# [ENTRIES SHOWN]
****************************************
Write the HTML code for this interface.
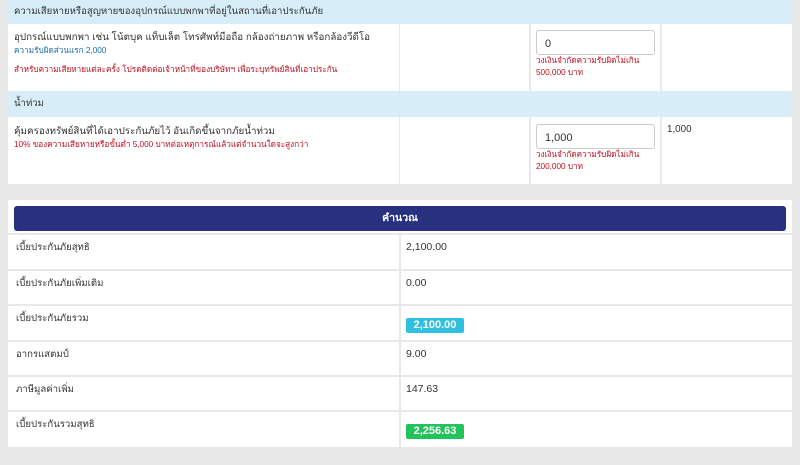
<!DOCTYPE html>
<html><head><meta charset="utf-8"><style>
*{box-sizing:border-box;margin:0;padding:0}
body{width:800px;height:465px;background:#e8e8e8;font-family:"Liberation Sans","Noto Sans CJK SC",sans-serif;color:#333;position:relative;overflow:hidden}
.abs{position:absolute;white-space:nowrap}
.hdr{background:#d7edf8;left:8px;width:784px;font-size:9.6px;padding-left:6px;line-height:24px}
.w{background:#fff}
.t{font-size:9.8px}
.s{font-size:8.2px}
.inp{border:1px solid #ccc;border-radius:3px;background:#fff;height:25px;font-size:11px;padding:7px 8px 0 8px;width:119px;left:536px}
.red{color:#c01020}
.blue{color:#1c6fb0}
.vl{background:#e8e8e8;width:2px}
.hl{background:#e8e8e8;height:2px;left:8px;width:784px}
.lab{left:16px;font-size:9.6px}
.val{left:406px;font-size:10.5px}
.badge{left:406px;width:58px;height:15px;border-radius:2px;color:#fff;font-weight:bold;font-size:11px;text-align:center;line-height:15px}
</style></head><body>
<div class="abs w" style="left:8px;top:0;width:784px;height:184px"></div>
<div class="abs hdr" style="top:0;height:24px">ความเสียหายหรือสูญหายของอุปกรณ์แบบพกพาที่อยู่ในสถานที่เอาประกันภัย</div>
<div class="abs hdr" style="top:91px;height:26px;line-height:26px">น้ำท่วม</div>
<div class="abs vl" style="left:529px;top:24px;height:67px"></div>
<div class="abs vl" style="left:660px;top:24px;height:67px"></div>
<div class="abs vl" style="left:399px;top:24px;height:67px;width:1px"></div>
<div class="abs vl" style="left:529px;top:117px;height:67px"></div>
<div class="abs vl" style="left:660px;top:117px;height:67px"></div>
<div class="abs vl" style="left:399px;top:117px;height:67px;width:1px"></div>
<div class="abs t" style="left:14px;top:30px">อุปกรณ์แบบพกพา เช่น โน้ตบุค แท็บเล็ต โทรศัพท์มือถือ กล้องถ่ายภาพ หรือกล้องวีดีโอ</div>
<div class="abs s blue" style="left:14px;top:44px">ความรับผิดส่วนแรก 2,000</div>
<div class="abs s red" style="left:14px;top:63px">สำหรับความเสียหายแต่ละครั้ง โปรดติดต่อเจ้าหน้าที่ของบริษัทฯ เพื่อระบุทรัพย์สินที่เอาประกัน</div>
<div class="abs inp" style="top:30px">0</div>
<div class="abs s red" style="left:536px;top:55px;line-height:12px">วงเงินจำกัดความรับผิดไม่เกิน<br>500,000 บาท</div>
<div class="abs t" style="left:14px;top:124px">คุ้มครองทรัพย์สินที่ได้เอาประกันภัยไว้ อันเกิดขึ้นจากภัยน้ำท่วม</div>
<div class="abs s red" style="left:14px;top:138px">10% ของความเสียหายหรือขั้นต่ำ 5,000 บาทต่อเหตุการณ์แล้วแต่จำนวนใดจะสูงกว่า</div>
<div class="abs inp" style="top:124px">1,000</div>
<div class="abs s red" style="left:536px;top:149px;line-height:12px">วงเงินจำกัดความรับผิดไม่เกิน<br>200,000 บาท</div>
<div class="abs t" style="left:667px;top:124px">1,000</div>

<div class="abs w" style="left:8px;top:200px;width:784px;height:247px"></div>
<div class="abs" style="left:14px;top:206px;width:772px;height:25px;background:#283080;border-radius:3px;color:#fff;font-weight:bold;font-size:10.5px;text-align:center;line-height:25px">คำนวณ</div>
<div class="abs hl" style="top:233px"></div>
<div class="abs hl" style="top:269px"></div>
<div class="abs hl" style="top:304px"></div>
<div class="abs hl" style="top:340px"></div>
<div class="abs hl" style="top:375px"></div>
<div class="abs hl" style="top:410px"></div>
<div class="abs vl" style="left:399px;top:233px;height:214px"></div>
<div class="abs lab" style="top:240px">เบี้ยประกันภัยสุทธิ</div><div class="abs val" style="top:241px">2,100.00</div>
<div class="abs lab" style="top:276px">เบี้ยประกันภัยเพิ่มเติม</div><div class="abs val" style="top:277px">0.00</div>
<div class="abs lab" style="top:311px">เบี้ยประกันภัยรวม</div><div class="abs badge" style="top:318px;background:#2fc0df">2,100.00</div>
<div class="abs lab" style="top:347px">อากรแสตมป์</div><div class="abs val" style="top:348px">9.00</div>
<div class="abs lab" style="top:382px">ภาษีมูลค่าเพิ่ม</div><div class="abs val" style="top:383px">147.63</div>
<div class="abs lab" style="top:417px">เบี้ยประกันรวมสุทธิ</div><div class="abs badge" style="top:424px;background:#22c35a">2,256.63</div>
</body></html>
****************************************
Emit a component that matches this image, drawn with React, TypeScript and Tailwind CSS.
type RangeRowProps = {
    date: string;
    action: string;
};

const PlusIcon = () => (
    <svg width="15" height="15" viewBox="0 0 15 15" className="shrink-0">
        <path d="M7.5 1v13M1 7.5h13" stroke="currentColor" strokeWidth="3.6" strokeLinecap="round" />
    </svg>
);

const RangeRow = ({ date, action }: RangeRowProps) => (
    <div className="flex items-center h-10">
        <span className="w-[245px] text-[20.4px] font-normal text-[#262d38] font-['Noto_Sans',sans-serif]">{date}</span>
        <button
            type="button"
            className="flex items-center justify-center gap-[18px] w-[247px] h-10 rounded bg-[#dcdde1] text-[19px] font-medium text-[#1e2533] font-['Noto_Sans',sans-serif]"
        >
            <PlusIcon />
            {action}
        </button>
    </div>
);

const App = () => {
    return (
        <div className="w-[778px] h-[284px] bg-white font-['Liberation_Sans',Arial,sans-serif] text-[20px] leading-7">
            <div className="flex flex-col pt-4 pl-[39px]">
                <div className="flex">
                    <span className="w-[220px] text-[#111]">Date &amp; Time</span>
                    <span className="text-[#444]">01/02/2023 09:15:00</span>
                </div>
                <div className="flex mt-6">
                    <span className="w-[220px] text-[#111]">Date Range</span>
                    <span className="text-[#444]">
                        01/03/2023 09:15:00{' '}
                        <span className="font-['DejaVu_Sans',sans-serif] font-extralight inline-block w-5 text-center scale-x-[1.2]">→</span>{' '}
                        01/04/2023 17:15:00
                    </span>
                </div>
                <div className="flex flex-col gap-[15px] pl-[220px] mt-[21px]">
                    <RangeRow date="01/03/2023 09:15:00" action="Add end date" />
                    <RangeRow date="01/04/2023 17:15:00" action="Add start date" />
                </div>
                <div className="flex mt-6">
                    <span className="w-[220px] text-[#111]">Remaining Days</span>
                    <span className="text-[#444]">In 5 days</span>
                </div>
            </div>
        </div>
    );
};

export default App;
****************************************
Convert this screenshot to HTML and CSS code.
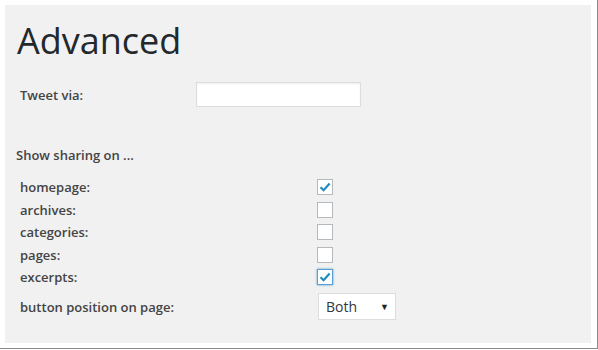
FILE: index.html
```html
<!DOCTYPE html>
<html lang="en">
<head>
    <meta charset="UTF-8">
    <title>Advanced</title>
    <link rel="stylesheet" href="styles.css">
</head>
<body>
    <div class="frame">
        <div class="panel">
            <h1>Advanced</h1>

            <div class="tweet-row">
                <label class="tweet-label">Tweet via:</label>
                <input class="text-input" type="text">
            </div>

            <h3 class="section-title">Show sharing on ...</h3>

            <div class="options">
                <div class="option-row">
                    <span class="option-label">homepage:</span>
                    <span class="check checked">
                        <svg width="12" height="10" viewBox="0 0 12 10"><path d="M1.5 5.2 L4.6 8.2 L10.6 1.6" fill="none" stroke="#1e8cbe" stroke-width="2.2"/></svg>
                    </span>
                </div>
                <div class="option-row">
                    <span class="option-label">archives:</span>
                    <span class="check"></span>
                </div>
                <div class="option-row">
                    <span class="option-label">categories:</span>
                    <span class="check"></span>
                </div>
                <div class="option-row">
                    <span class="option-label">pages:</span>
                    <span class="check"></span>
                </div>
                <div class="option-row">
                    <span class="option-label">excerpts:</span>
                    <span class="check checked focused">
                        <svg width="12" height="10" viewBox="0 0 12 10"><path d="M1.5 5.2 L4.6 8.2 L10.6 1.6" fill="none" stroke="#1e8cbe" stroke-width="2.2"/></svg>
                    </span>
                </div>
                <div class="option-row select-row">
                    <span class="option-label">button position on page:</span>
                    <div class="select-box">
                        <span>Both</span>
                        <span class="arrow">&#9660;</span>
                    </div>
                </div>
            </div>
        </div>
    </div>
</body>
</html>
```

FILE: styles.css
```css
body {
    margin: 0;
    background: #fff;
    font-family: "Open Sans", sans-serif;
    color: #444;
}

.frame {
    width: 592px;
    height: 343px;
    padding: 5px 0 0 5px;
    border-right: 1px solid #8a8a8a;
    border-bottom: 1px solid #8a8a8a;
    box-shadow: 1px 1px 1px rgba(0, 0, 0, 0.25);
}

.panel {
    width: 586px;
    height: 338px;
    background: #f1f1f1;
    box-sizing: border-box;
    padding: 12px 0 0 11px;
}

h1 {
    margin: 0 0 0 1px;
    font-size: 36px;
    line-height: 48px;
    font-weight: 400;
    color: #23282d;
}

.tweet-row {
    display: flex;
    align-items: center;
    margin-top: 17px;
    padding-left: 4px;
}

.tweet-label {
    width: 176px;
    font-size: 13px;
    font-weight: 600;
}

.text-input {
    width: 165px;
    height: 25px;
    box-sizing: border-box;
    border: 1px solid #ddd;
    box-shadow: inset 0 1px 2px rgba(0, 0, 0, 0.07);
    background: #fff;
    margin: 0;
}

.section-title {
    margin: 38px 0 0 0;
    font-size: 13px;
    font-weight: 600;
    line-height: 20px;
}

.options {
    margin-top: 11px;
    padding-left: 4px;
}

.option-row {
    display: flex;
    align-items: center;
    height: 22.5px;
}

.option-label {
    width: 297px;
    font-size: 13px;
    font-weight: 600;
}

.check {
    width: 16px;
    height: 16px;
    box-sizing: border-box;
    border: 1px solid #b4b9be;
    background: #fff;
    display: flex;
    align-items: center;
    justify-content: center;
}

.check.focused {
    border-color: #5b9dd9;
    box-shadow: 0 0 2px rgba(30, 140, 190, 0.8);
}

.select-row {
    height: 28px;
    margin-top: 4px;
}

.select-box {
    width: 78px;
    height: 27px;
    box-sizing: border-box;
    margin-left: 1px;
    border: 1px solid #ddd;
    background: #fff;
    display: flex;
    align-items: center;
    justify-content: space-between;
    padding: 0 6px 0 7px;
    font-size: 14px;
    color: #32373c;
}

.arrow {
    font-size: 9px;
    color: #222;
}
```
****************************************
# [THE PROBLEM]
Copy each line above containing the string "code".

# [OUTPUT BELOW]
Write the HTML code for this interface.
Convert this screenshot to HTML and CSS code.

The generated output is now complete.